Goal of the exercise:
From the opening line of the records through the line bearing "font-black text-black whitespace-nowrap';", set down every line exactly.

Supplied data:

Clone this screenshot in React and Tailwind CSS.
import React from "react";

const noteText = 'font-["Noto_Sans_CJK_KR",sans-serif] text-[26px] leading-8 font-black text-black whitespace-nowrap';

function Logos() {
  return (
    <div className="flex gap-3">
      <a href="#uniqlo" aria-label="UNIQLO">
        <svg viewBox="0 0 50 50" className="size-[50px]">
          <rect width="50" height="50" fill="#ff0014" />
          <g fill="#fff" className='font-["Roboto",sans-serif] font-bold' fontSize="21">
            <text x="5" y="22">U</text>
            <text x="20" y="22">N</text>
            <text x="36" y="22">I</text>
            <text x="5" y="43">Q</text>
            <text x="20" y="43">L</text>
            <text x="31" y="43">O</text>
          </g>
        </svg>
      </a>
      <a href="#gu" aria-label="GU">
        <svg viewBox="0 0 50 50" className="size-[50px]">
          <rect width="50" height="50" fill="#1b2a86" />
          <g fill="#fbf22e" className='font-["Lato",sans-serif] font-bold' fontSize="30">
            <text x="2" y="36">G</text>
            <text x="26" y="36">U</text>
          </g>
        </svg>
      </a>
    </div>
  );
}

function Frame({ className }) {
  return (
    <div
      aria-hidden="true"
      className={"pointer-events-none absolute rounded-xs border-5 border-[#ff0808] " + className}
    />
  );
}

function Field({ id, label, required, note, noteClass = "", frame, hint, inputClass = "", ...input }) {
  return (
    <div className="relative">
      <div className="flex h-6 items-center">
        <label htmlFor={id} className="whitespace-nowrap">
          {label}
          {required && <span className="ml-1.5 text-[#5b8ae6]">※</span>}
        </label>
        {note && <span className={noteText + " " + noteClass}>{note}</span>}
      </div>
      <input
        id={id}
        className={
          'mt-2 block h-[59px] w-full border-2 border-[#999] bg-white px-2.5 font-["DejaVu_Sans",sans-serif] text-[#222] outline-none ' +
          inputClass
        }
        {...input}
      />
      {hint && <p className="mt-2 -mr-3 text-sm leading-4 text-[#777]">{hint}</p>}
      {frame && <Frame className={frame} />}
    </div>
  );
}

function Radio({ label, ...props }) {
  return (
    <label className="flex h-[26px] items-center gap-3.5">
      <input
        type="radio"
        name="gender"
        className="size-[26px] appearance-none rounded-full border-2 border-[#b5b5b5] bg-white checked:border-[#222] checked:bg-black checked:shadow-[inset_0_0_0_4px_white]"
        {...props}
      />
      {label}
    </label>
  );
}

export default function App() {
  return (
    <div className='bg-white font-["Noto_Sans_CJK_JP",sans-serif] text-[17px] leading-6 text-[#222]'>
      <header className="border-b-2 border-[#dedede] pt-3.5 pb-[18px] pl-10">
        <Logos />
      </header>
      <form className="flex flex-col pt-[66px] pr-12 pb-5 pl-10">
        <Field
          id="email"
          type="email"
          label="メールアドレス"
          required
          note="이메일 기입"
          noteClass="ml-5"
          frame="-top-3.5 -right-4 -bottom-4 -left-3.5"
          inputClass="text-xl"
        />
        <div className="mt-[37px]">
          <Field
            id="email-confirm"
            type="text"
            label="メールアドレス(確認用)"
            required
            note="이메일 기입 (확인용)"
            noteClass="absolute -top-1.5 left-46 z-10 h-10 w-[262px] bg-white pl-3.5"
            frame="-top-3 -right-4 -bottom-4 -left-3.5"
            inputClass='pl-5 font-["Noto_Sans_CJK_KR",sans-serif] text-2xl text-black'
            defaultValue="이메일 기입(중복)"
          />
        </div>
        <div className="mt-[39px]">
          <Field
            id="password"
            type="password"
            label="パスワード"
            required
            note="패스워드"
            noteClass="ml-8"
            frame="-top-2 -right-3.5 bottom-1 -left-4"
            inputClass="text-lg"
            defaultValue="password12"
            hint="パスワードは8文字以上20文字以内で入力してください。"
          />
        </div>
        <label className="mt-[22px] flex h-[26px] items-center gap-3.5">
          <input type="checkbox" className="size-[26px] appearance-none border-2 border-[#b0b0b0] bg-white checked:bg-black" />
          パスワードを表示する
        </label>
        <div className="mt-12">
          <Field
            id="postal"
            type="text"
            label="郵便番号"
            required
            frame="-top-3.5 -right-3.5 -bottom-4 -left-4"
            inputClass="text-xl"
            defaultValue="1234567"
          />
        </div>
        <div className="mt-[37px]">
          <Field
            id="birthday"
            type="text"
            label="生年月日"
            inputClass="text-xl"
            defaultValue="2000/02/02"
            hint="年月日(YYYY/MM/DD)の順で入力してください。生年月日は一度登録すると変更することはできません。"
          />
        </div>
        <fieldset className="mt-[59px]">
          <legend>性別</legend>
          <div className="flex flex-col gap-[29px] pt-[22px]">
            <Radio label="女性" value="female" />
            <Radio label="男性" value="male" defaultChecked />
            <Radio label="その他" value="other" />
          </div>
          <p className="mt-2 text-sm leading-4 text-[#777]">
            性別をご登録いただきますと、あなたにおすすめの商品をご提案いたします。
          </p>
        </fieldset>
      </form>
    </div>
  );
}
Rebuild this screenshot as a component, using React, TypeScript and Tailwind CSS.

Answer for the task:
Clone this screenshot in React and Tailwind CSS.
import React from "react";

const noteText = 'font-["Noto_Sans_CJK_KR",sans-serif] text-[26px] leading-8 font-black text-black whitespace-nowrap';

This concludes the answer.